In this chapter, we will consider the spectrometer itself. The problem is that no single description of a spectrometer exists. Spectrometers are designed to take advantage of the unique way that different types of light interact with matter. By the same token, most spectrometers have certain common elements. We will consider those elements.
First we will differentiate between the several general classes of spectrometers. Those that deal with absorption and emission phenomena will be considered first. Fourier transform (FT) spectrometers, including resonance spectrometers, will be considered next. Magnetic resonance spectrometers, which use magnetic fields simultaneously with electromagnetic light, will be discussed, as will the marriage of FT with magnetic resonance spectrometers.
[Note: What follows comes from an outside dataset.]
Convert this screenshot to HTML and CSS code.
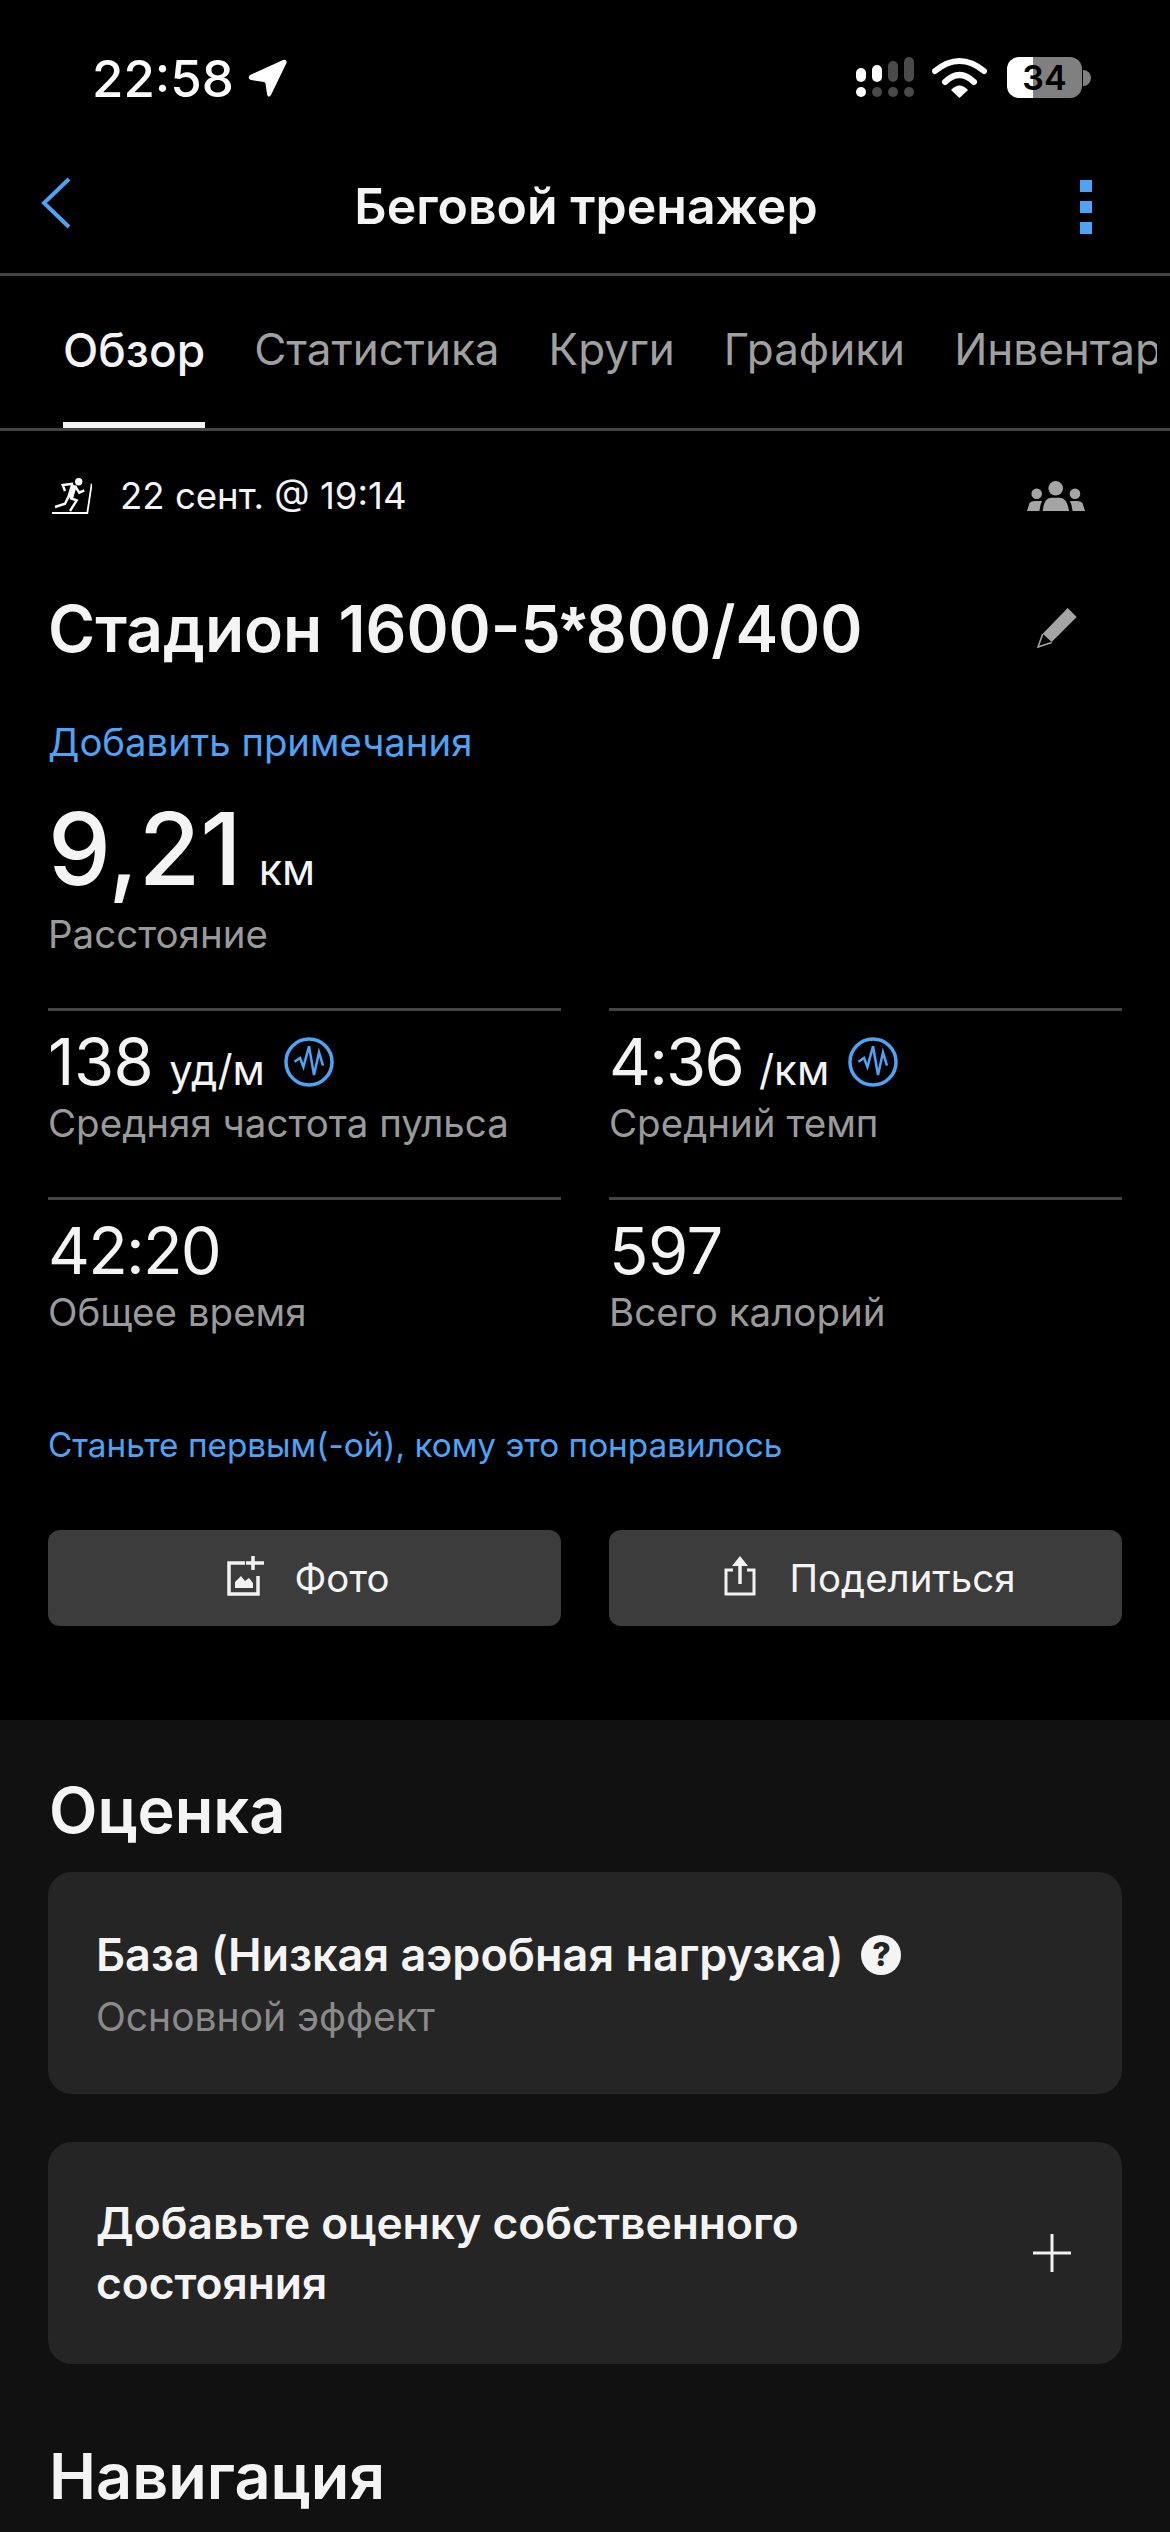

Energetically, emission and absorption are opposite processes: in absorption, a photon is taken in by an atom or molecule and causes a process; in emission, a process occurs and produces a photon. (In some forms of spectroscopy, such as Raman spectroscopy, the processes occur together.) In both cases, the important factors to consider are the energy of the photon and how many photons of each energy are involved. This second quantity is the intensity.
Because the same two things are important in both cases, spectrometers for emission and absorption spectroscopy are largely made up of similar components, but in a different order or orientation. For emission or absorption spectroscopy, the following components are necessary: a source of energy or photons, a method of energy differentiation (more about that soon), a sample that absorbs or emits photons, and a detector. Optics are also usually used to manipulate the photons. The source can be a light bulb, a laser, a magnetron, a synchrotron, electricity, a flame, or a hot ceramic rod. Detectors can be a simple heat absorber, photographic film, or light-sensitive electronics. Samples can be anything.